The NARSissist Dual Intenisty palette is a wet/dry palette, which really interests me. Shadows that are designed to be used wet can look amazingly pigmented. Others can break apart when they’re wet. Wearing these light or bold seems like it will be a lot of fun. I’ve only swatched them dry so far, but no worries, you will be able to see them wet and in action on future articles.
I love the colors in this palette, even more so than the other one. Neutral colors are great, but I have a bevy of neutrals.
Colors excite me a bit more lately. Blues and purples are my favorites right now, because they look so great on cooler skin. That blue is amazing, and the burgundy in the corner is quite striking as well.

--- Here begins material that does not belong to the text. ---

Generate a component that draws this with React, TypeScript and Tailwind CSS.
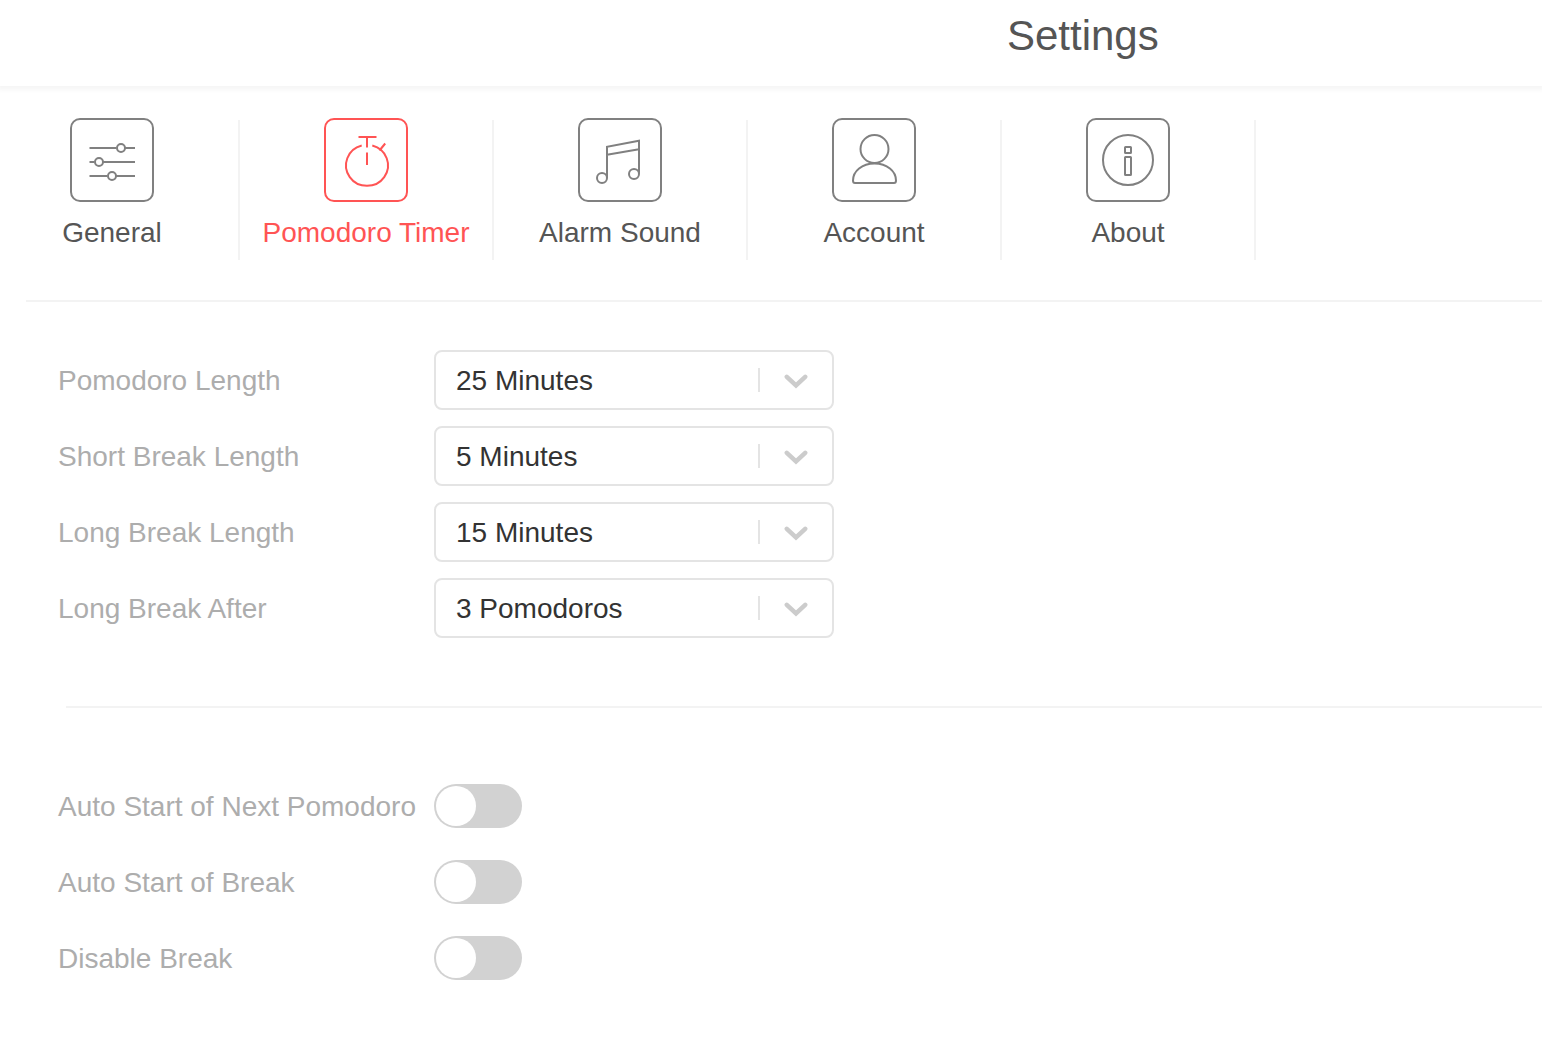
import { useState } from 'react';
import type { ReactNode } from 'react';

type Tab = {
  id: string;
  label: string;
  icon: ReactNode;
};

const tabs: Tab[] = [
  {
    id: 'general',
    label: 'General',
    icon: (
      <>
        <path d="M19.5 30h27M55 30h10M19.5 44h5M33 44h32M19.5 58h18M46 58h19" />
        <circle cx="51" cy="30" r="4" />
        <circle cx="29" cy="44" r="4" />
        <circle cx="42" cy="58" r="4" />
      </>
    ),
  },
  {
    id: 'timer',
    label: 'Pomodoro Timer',
    icon: (
      <>
        <path d="M34.5 19h18M43 19v10.5M43 34.5v12.5M55.5 32.5l5.7-7" />
        <path d="M37.7 27.5A21 20.5 0 1 0 48.3 27.5" />
      </>
    ),
  },
  {
    id: 'sound',
    label: 'Alarm Sound',
    icon: (
      <>
        <path d="M29 60V28.8l32-6V56M29 36.8l32-5.6" />
        <circle cx="24" cy="60" r="5" />
        <circle cx="56" cy="56" r="5" />
      </>
    ),
  },
  {
    id: 'account',
    label: 'Account',
    icon: (
      <>
        <circle cx="42.5" cy="31" r="14" />
        <path d="M23 65Q21 65 21 62.5C21 53 30 45.5 42.5 45.5S64 53 64 62.5Q64 65 62 65Z" />
      </>
    ),
  },
  {
    id: 'about',
    label: 'About',
    icon: (
      <>
        <circle cx="42" cy="42" r="25" />
        <rect x="39" y="29" width="6" height="6" rx="0.5" />
        <rect x="39" y="39" width="6" height="18" rx="0.5" />
      </>
    ),
  },
];

const lengths = [
  { id: 'pomodoro-length', label: 'Pomodoro Length', value: '25 Minutes' },
  { id: 'short-break-length', label: 'Short Break Length', value: '5 Minutes' },
  { id: 'long-break-length', label: 'Long Break Length', value: '15 Minutes' },
  { id: 'long-break-after', label: 'Long Break After', value: '3 Pomodoros' },
];

const switches = [
  { id: 'auto-next', label: 'Auto Start of Next Pomodoro' },
  { id: 'auto-break', label: 'Auto Start of Break' },
  { id: 'disable-break', label: 'Disable Break' },
];

function TabButton({ tab, active, onSelect }: { tab: Tab; active: boolean; onSelect: () => void }) {
  return (
    <button
      type="button"
      aria-current={active ? 'page' : undefined}
      onClick={onSelect}
      className={`flex w-[252px] cursor-pointer flex-col items-center gap-3 ${active ? 'text-[#ff5454]' : 'text-[#555555]'}`}
    >
      <svg
        viewBox="0 0 84 84"
        className={`size-[84px] fill-none stroke-2 ${active ? 'stroke-[#ff5454]' : 'stroke-[#808080]'}`}
        aria-hidden="true"
      >
        <rect x="1" y="1" width="82" height="82" rx="9" />
        {tab.icon}
      </svg>
      <span className="whitespace-nowrap leading-[38px]">{tab.label}</span>
    </button>
  );
}

function SelectField({ id, label, value }: { id: string; label: string; value: string }) {
  return (
    <div className="flex items-center">
      <label htmlFor={id} className="w-[376px] shrink-0 pt-0.5 text-[#adadad]">
        {label}
      </label>
      <div className="relative w-[400px]">
        <select
          id={id}
          defaultValue={value}
          className="h-[60px] w-full appearance-none rounded-lg border-2 border-[#e4e4e4] bg-white pl-5 pt-0.5 text-[#333333] outline-none"
        >
          <option>{value}</option>
        </select>
        <div className="pointer-events-none absolute inset-y-0 right-[26px] flex items-center gap-6">
          <span className="h-6 w-0.5 bg-[#e4e4e4]" />
          <svg viewBox="0 0 24 24" className="size-6 fill-none stroke-[#cccccc]" aria-hidden="true">
            <path d="M2.8 8.8 12 17.4l9.2-8.6" strokeWidth="4.5" strokeLinecap="round" />
          </svg>
        </div>
      </div>
    </div>
  );
}

function SwitchField({ id, label }: { id: string; label: string }) {
  return (
    <div className="flex items-center">
      <label htmlFor={id} className="w-[376px] shrink-0 whitespace-nowrap pt-0.5 text-[#adadad]">
        {label}
      </label>
      <input
        id={id}
        type="checkbox"
        role="switch"
        className="flex h-11 w-[88px] cursor-pointer appearance-none rounded-full bg-[#d2d2d2] p-0.5 before:size-10 before:rounded-full before:bg-white before:transition checked:bg-[#ff5454] checked:before:translate-x-11"
      />
    </div>
  );
}

export default function App() {
  const [activeTab, setActiveTab] = useState('timer');

  return (
    <div className="min-h-screen overflow-x-hidden bg-white font-['Liberation_Sans',Arial,sans-serif] text-[28px] leading-8">
      <header className="h-[86px] pl-[65.3%] pt-3 shadow-[0_2px_4px_2px_rgba(0,0,0,0.04)]">
        <h1 className="text-[42px] leading-[48px] text-[#555555]">Settings</h1>
      </header>

      <nav className="-ml-3.5 flex pt-8" aria-label="Settings sections">
        {tabs.map((tab) => (
          <div key={tab.id} className="flex shrink-0">
            <TabButton tab={tab} active={tab.id === activeTab} onSelect={() => setActiveTab(tab.id)} />
            <span className="mt-0.5 h-[140px] w-0.5 bg-[#f3f3f3]" />
          </div>
        ))}
      </nav>

      <hr className="ml-[26px] mt-10 border-t-2 border-[#f3f3f3]" />

      <main>
        <section className="flex flex-col gap-4 pl-[58px] pt-12">
          {lengths.map((field) => (
            <SelectField key={field.id} {...field} />
          ))}
        </section>

        <hr className="ml-[66px] mt-[68px] border-t-2 border-[#f3f3f3]" />

        <section className="flex flex-col gap-8 pb-[74px] pl-[58px] pt-[76px]">
          {switches.map((field) => (
            <SwitchField key={field.id} {...field} />
          ))}
        </section>
      </main>
    </div>
  );
}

The following swatches are from top left to top right and bottom left to bottom right. That means the order is: Europa, Himalia, Ursa Major, Subra, Andromeda, Lysithea, Giove, and Sycorax. The lightest two colors on each row blend closely into my skin. You can see them a little better on the picture with the flash, but I am not seeing promise with either shade. The blue almost blends into the back without the flash, but you can see its beauty with the flash. While darker than it appears in the palette, it really is beautiful. Overall, I like more colors from this palette (although this does of course have 8 colors to the other palette’s 5).
There are 8 shadows in here that retail for $9.88 each. Although each shadow is cheaper, the amount of product given is 0.03 ounces per shade. That makes it 0.005 oz smaller per shade than the Hourglass palette.
That means that despite costing decently less per shade, the one ounce price is $329.17. Thus, this only costs $2.26 per ounce less. I am rethinking not placing this in the high end category as well. Do not drop this one either.
I enjoyed playing with the palette, and here is the look I came up with.
In real life, the shadows looked more dramatic than the first picture (taken outside) and less dramatic than the second picture (taken inside).
Despite not being much cheaper than the Hourglass palette, I did like the NARS palette better than the Hourglass. Even the two light shades may swatch vibrantly with water, so I will play more with that as I use this more.